Autre son de cloche. Quelques mois plus tard, Alcon (filiale de Novartis) annonce que le développement de la lentille ne pourrait tenir les délais. Pas encore prêtes à être commercialisées, les lentilles de contact du futur restent donc à l’état de projet. Leur concrétisation devait voir le jour aux alentours de 2020. Aucun test sur les humains n’est à l’ordre du jour. Pour l’instant, les essais se limitent aux animaux et à un œil reproduit à grande échelle. Du moins, c’est ce que dit officiellement Google.
Il arrive que certaines sociétés déposent des brevets pour couper l’herbe sous le pied de ses rivaux. Une chose est sûre, pour le moment, personne à part Google ne sait réellement où en est le projet.
Mais pourquoi Google l’abandonnerait-il ? Le professeur Laurent Crenier, directeur de la clinique de diabétologie d’Erasme, a son propre avis sur la question : « Pourquoi Google s’intéresse à cette technologie à votre avis ? Tout simplement parce que son core business est le big data et l’intelligence artificielle. Les analyses des gens seraient conservées dans le cloud. Ca l’arrange. De plus, Google recherche des capteurs de paramètres vitaux pour travailler sur l’intelligence artificielle ».
En attendant les promesses du géant de Mountain View, les autres sociétés pharmaceutiques n’ont pas attendu pour développer de nouvelles techniques. « En soi, c’est une bonne idée », admet le diabétologue, « et c’est vrai que lorsqu’ils l’ont annoncé, ça paraissait être un grand progrès.

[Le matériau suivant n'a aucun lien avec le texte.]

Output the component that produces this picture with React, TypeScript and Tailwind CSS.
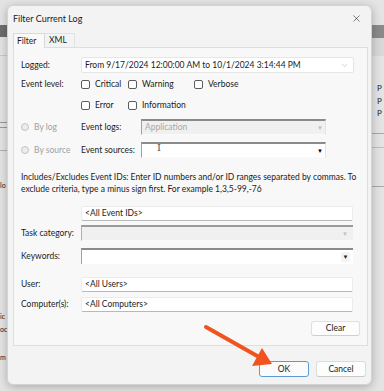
import React from "react";
import { X, ChevronDown } from "lucide-react";

const font = { fontFamily: 'Lato, "Noto Sans", sans-serif' };

const Check = ({ label }: { label: string }) => (
  <div className="flex items-center gap-[5px]">
    <div className="w-[9px] h-[9px] shrink-0 rounded-[2px] border border-[#5c5c5c] bg-white" />
    <span>{label}</span>
  </div>
);

const Radio = ({ label }: { label: string }) => (
  <div className="flex items-center gap-[5px] w-[60px] shrink-0 text-[#a0a0a0]">
    <div className="w-[8px] h-[8px] rounded-full border border-[#c4c4c4] bg-[#ececec]" />
    <span>{label}</span>
  </div>
);

const TextBox = ({ value, className = "" }: { value?: string; className?: string }) => (
  <div
    className={`h-[15px] bg-white border border-[#ececec] border-b-[#b8b8b8] rounded-[2px] flex items-center pl-[3px] ${className}`}
  >
    {value}
  </div>
);

const Sunken = ({ disabled, value, children }: { disabled?: boolean; value?: string; children?: React.ReactNode }) => (
  <div
    className={`h-[16px] flex items-center border-t-[2px] border-l border-r border-b border-t-[#8a8a8a] border-l-[#a0a0a0] border-r-[#e4e4e4] border-b-[#fafafa] pl-[3px] pr-[2px] relative ${
      disabled ? "bg-[#f0f0f0] text-[#a8a8a8]" : "bg-white"
    }`}
  >
    <span className="flex-1">{value}</span>
    {children}
    <span className={`text-[6px] leading-none ${disabled ? "text-[#bdbdbd]" : "text-black"}`}>▼</span>
  </div>
);

export default function App() {
  return (
    <div className="relative w-[384px] h-[391px] overflow-hidden bg-[#e4e4e4] text-[8.5px] text-[#1b1b1b]" style={font}>
      {/* background window fragments */}
      <div className="absolute left-0 top-[25px] w-[8px] h-[12px] bg-[#6e6e6e]" />
      <div className="absolute left-0 top-[55px] w-[8px] h-[1px] bg-[#c8c8c8]" />
      <div className="absolute left-0 top-[122px] w-[8px] h-[1px] bg-[#9a9a9a]" />
      <div className="absolute left-0 top-[127px] w-[8px] h-[1px] bg-[#9a9a9a]" />
      <div className="absolute left-0 top-[150px] w-[8px] h-[1px] bg-[#b0b0b0]" />
      <div className="absolute left-0 top-[180px] text-[7px]">lo</div>
      <div className="absolute left-0 top-[311px] text-[7px]">ic</div>
      <div className="absolute left-0 top-[324px] text-[7px]">oc</div>
      <div className="absolute left-0 top-[352px] text-[7px]">m</div>
      <div className="absolute right-0 top-[25px] w-[12px] h-[13px] bg-[#8a8a8a]" />
      <div className="absolute right-0 top-[38px] w-[12px] h-[18px] bg-[#d8d8d8]" />
      <div className="absolute left-[377px] top-[82px] text-[8px] leading-[12.5px]">
        P<br />P<br />P
      </div>
      <div className="absolute right-0 top-[133px] w-[12px] h-[1px] bg-[#a8a8a8]" />
      <div className="absolute right-0 top-[147px] w-[12px] h-[1px] bg-[#c0c0c0]" />
      <div className="absolute right-0 top-[186px] w-[12px] h-[1px] bg-[#a8a8a8]" />

      {/* dialog window */}
      <div className="absolute left-[7px] top-[5px] w-[365px] h-[380px] bg-[#f3f3f3] rounded-[6px] border border-[#d4d4d4] shadow-[0_2px_10px_rgba(0,0,0,0.25)] flex flex-col">
        <div className="h-[24px] flex items-center justify-between pl-[5px] pr-[9px]">
          <span className="mt-[1px] text-[9px]">Filter Current Log</span>
          <X size={11} strokeWidth={1.2} className="mt-[1px]" />
        </div>

        {/* tabs */}
        <div className="flex items-end h-[16px] ml-[5px] mt-[1px]">
          <div className="h-[15px] w-[32px] bg-[#f9f9f9] border border-b-0 border-[#d9d9d9] flex items-center pl-[3px] relative top-[1px] z-10">
            Filter
          </div>
          <div className="h-[14px] w-[30px] border-r border-t border-[#e2e2e2] flex items-center pl-[4px]">XML</div>
        </div>

        {/* panel */}
        <div className="ml-[5px] w-[355px] h-[299px] border border-[#dedede] bg-[#f8f8f8] pl-[7px] pr-[14px] flex flex-col">
          <div className="flex items-center mt-[9px]">
            <span className="w-[60px] shrink-0">Logged:</span>
            <div className="flex-1 h-[16px] bg-white border border-[#e6e6e6] rounded-[2px] flex items-center pl-[3px] pr-[4px] -mr-[1px]">
              <span className="flex-1">From 9/17/2024 12:00:00 AM to 10/1/2024 3:14:44 PM</span>
              <ChevronDown size={9} strokeWidth={1} className="text-[#8a8a8a]" />
            </div>
          </div>

          <div className="flex mt-[4px]">
            <span className="w-[60px] shrink-0 leading-[14px]">Event level:</span>
            <div className="flex flex-col gap-[7px]">
              <div className="flex items-center h-[14px]">
                <div className="w-[47px] shrink-0"><Check label="Critical" /></div>
                <div className="w-[66px] shrink-0"><Check label="Warning" /></div>
                <Check label="Verbose" />
              </div>
              <div className="flex items-center h-[14px]">
                <div className="w-[47px] shrink-0"><Check label="Error" /></div>
                <Check label="Information" />
              </div>
            </div>
          </div>

          <div className="flex items-center mt-[7px]">
            <Radio label="By log" />
            <span className="w-[60px] shrink-0">Event logs:</span>
            <div className="w-[185px]"><Sunken disabled value="Application" /></div>
          </div>

          <div className="flex items-center mt-[7px]">
            <Radio label="By source" />
            <span className="w-[60px] shrink-0">Event sources:</span>
            <div className="w-[185px]">
              <Sunken>
                <span className="absolute left-[15px] top-[-1px] text-[10px] leading-none text-[#555]" style={{ fontFamily: '"DejaVu Serif", serif' }}>I</span>
              </Sunken>
            </div>
          </div>

          <p className="mt-[13px] leading-[12px] -mr-[12px]">
            Includes/Excludes Event IDs: Enter ID numbers and/or ID ranges separated by commas. To exclude criteria, type a minus sign first. For example 1,3,5-99,-76
          </p>

          <div className="flex mt-[11px]">
            <span className="w-[60px] shrink-0" />
            <TextBox value="<All Event IDs>" className="flex-1" />
          </div>

          <div className="flex items-center mt-[4px]">
            <span className="w-[60px] shrink-0">Task category:</span>
            <div className="flex-1 h-[16px] bg-[#f0f0f0] border-t-[2px] border-l border-t-[#9a9a9a] border-l-[#b0b0b0] border-b border-b-[#fafafa] flex items-center justify-end pr-[5px]">
              <span className="text-[6px] leading-none text-[#c0c0c0]">▼</span>
            </div>
          </div>

          <div className="flex items-center mt-[7px]">
            <span className="w-[60px] shrink-0">Keywords:</span>
            <div className="flex-1 h-[16px] bg-white border-t-[2px] border-l border-t-[#8a8a8a] border-l-[#a0a0a0] flex items-center justify-end pr-[3px]">
              <span className="w-[9px] h-[10px] bg-[#f4f4f4] rounded-[2px] flex items-center justify-center text-[6px] leading-none">▼</span>
            </div>
          </div>

          <div className="flex items-center mt-[13px]">
            <span className="w-[60px] shrink-0">User:</span>
            <TextBox value="<All Users>" className="flex-1" />
          </div>

          <div className="flex items-center mt-[5px]">
            <span className="w-[60px] shrink-0">Computer(s):</span>
            <TextBox value="<All Computers>" className="flex-1" />
          </div>

          <div className="flex justify-end mt-[9px] -mr-[7px]">
            <button className="w-[49px] h-[15px] bg-[#fdfdfd] border border-[#e0e0e0] border-b-[#cfcfcf] rounded-[3px] text-[8.5px]">Clear</button>
          </div>
        </div>

        {/* footer */}
        <div className="flex justify-end gap-[7px] pr-[5px] mt-[15px]">
          <button className="w-[50px] h-[16px] bg-[#fbfbfb] border border-[#5b9bd5] rounded-[3px] text-[8.5px]">OK</button>
          <button className="w-[50px] h-[16px] bg-[#fdfdfd] border border-[#dcdcdc] border-b-[#c8c8c8] rounded-[3px] text-[8.5px]">Cancel</button>
        </div>
      </div>

      {/* annotation arrow */}
      <svg className="absolute left-0 top-0 pointer-events-none" width="384" height="391">
        <line x1="206" y1="327" x2="259" y2="357" stroke="#f0531f" strokeWidth="4" strokeLinecap="round" />
        <polygon points="272,364 252,366 262,348" fill="#f0531f" />
      </svg>
    </div>
  );
}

Depuis, d’autres choses sont apparues sur le marché. Et donc, il est possible qu’ils aient laissé ce projet de lentilles connectées de côté ».
Et s’il est envisageable que le dossier soit finalement au point mort, les Coréens, eux, assurent avoir bien avancé dans leurs recherches et se voient déjà pionniers de la technique…

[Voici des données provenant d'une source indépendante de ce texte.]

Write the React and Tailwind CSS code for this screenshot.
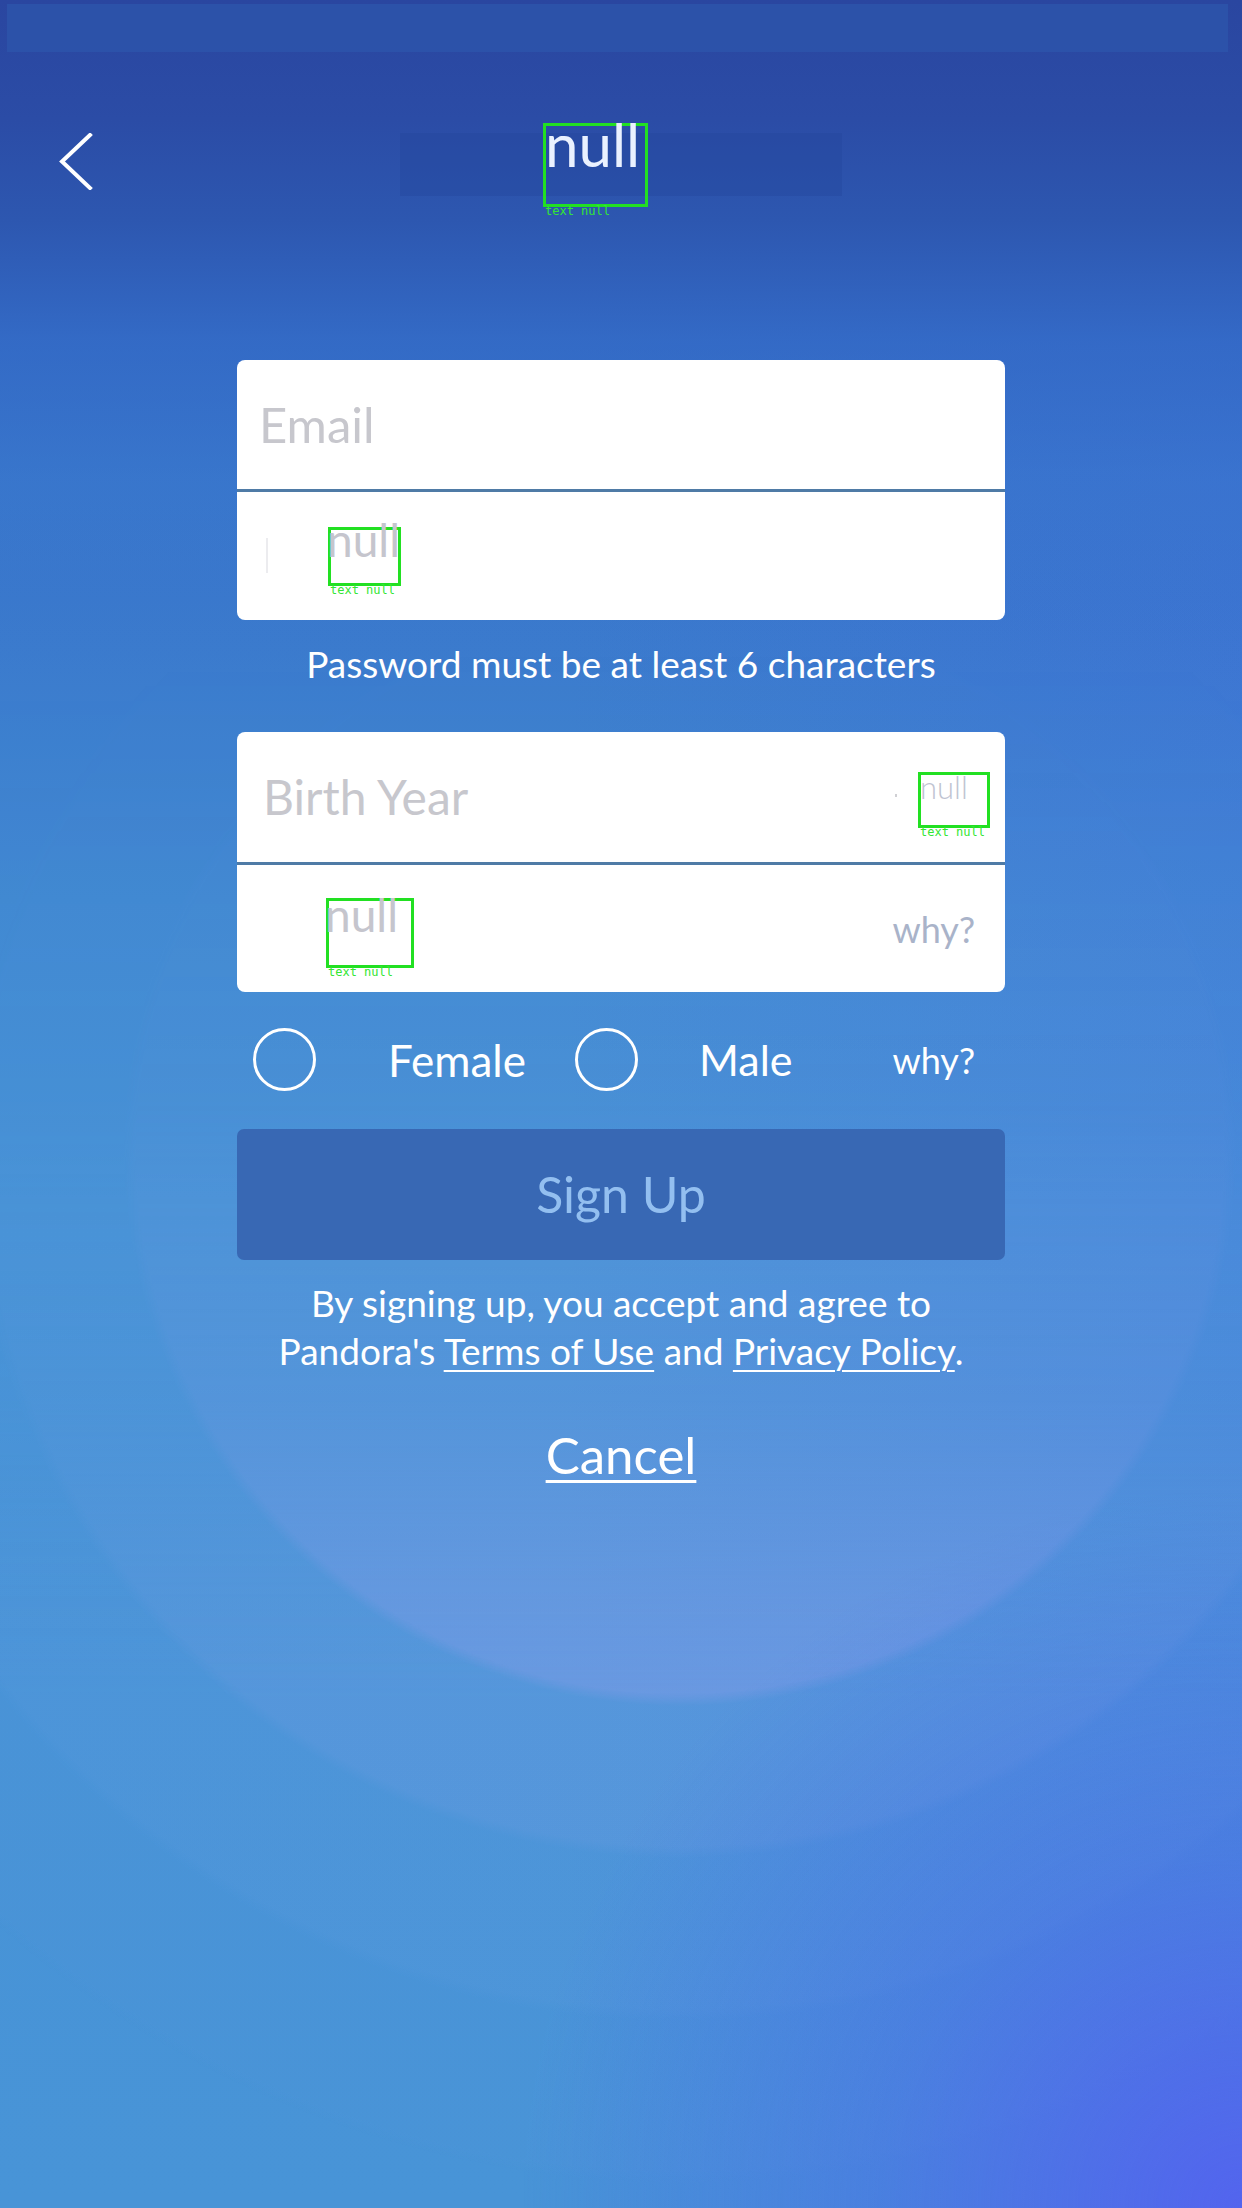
import React from "react";

function NullBox({ boxClass, textClass }) {
  return (
    <div className={`relative shrink-0 border-[3px] border-[#22e022] ${boxClass}`}>
      <div className={`leading-none whitespace-nowrap ${textClass}`}>null</div>
      <div className="absolute left-[-1px] top-full mt-[1px] font-['DejaVu_Sans_Mono',monospace] text-[12px] leading-none text-[#33e633] whitespace-nowrap">
        text null
      </div>
    </div>
  );
}

export default function App() {
  return (
    <div className="relative w-[1242px] h-[2208px] overflow-hidden font-['Lato',sans-serif] bg-[#4692d4] bg-[image:linear-gradient(180deg,#2a46a0_0px,#2b4ca6_120px,#2d57b0_220px,rgba(50,104,196,0.75)_340px,rgba(56,120,205,0.35)_480px,rgba(60,130,210,0)_680px),linear-gradient(90deg,rgba(70,90,235,0)_45%,rgba(70,90,235,0.16)_100%),linear-gradient(180deg,#3468c8_0px,#3a78cc_600px,#4189d2_900px,#4692d6_1200px,#4894d7_2208px)]">
      {/* ripple rings (decorative background) */}
      <div className="absolute inset-0 bg-[image:radial-gradient(circle_at_1242px_2208px,rgba(84,96,240,0.9)_0px,rgba(76,108,232,0.45)_360px,rgba(76,108,232,0)_720px),radial-gradient(circle_at_680px_1150px,rgba(140,160,235,0.5)_0px,rgba(140,160,235,0.5)_544px,rgba(120,160,230,0.3)_556px,rgba(120,160,230,0.3)_696px,rgba(110,160,230,0.16)_708px,rgba(110,160,230,0.16)_859px,rgba(100,155,228,0.07)_871px,rgba(100,155,228,0.07)_1021px,rgba(100,155,228,0)_1033px)] [mask-image:linear-gradient(180deg,transparent_0px,transparent_650px,rgba(0,0,0,0.12)_1100px,rgba(0,0,0,0.4)_1400px,rgba(0,0,0,0.85)_1600px,black_1700px)]" />

      <div className="relative">
        {/* status bar band */}
        <div className="h-[52px] pt-[4px] pl-[7px] pr-[14px]">
          <div className="h-[48px] bg-[#2d55ab]/80" />
        </div>

        {/* header */}
        <div className="mt-[81px] grid grid-cols-[1fr_442px_1fr] items-start">
          <div className="pl-[59px]">
            <svg width="34" height="57" viewBox="0 0 34 57" fill="none">
              <polyline
                points="31,2 3,28.5 31,55"
                stroke="white"
                strokeWidth="4"
                strokeLinecap="square"
                strokeLinejoin="miter"
              />
            </svg>
          </div>
          <div className="h-[63px] bg-[#23469c]/35 flex items-start pl-[143px]">
            <NullBox
              boxClass="w-[105px] h-[84px] mt-[-10px]"
              textClass="text-[60px] text-[#eaf1ff] mt-[-12px] ml-[-1px]"
            />
          </div>
          <div />
        </div>

        {/* email / password card */}
        <div className="mt-[164px] mx-auto w-[768px]">
          <div className="h-[129px] rounded-t-[8px] bg-white flex items-center pl-[22px] text-[49px] leading-none text-[#c7c7cd]">
            Email
          </div>
          <div className="h-[3px] bg-[#4f7ba6]" />
          <div className="h-[128px] rounded-b-[8px] bg-white flex items-start">
            <div className="mt-[46px] ml-[29px] w-[2px] h-[35px] bg-[#ececef] shrink-0" />
            <NullBox
              boxClass="ml-[60px] mt-[35px] w-[73px] h-[59px]"
              textClass="text-[46px] text-[#c5c5cd] mt-[-13px] ml-[-4px]"
            />
          </div>
        </div>

        <p className="mt-[25px] text-center text-[37px] leading-none text-white">
          Password must be at least 6 characters
        </p>

        {/* birth year / zip card */}
        <div className="mt-[50px] mx-auto w-[768px]">
          <div className="h-[130px] rounded-t-[8px] bg-white flex items-center">
            <span className="pl-[26px] text-[48px] leading-none text-[#c7c7cd]">Birth Year</span>
            <span className="ml-auto mr-[21px] w-[2px] h-[3px] bg-[#d0d0d4] mt-[-4px]" />
            <NullBox
              boxClass="w-[72px] h-[56px] mr-[15px] self-start mt-[40px]"
              textClass="text-[31px] font-light text-[#bfc4d2] mt-[-3px] ml-[-1px]"
            />
          </div>
          <div className="h-[3px] bg-[#4f7ba6]" />
          <div className="h-[127px] rounded-b-[8px] bg-white flex items-start">
            <NullBox
              boxClass="ml-[89px] mt-[33px] w-[88px] h-[70px]"
              textClass="text-[46px] text-[#c5c5cd] mt-[-9px] ml-[-4px]"
            />
            <span className="ml-auto self-center pr-[30px] text-[36px] leading-none text-[#a9b3c9]">why?</span>
          </div>
        </div>

        {/* gender */}
        <div className="mt-[36px] mx-auto w-[768px] h-[63px] flex items-center text-white">
          <div className="ml-[16px] w-[63px] h-[63px] rounded-full border-[3px] border-white shrink-0" />
          <span className="w-[259px] pl-[72px] text-[44px] leading-none">Female</span>
          <div className="w-[63px] h-[63px] rounded-full border-[3px] border-white shrink-0" />
          <span className="pl-[61px] text-[43px] leading-none">Male</span>
          <span className="ml-auto pr-[30px] text-[36px] leading-none">why?</span>
        </div>

        {/* sign up */}
        <div className="mt-[38px] mx-auto w-[768px] h-[131px] rounded-[7px] bg-[#3868b4] flex items-center justify-center pb-[2px] text-[50px] leading-none text-[#93bff0]">
          Sign Up
        </div>

        <p className="mt-[19px] text-center text-[37px] leading-[48px] text-white">
          By signing up, you accept and agree to
          <br />
          Pandora's{" "}
          <span className="underline decoration-[2px] underline-offset-[5px]">Terms of Use</span> and{" "}
          <span className="underline decoration-[2px] underline-offset-[5px]">Privacy Policy</span>.
        </p>

        <div className="mt-[54px] text-center">
          <span className="text-[51px] leading-none text-white underline decoration-[3px] underline-offset-[6px]">
            Cancel
          </span>
        </div>
      </div>
    </div>
  );
}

Pourquoi une lentille donnant en temps réel le taux de glycémie serait révolutionnaire ?
1. Cette méthode serait bien moins invasive que la technique actuelle qui vise à piquer jusqu’à quatre fois par jour les diabétiques afin de contrôler leur taux.
2. Elle éviterait la douleur provoquée par les piqûres.
3. Un meilleur contrôle du taux de glycémie diminuerait la mortalité et les complications dues à la maladie.
4. La technique permettrait de diminuer le risque d’hypoglycémie.
5. Le médecin pourrait suivre avec précision l’évolution de la courbe glycémique.
6. Les doses d’insuline à administrer seraient plus précises.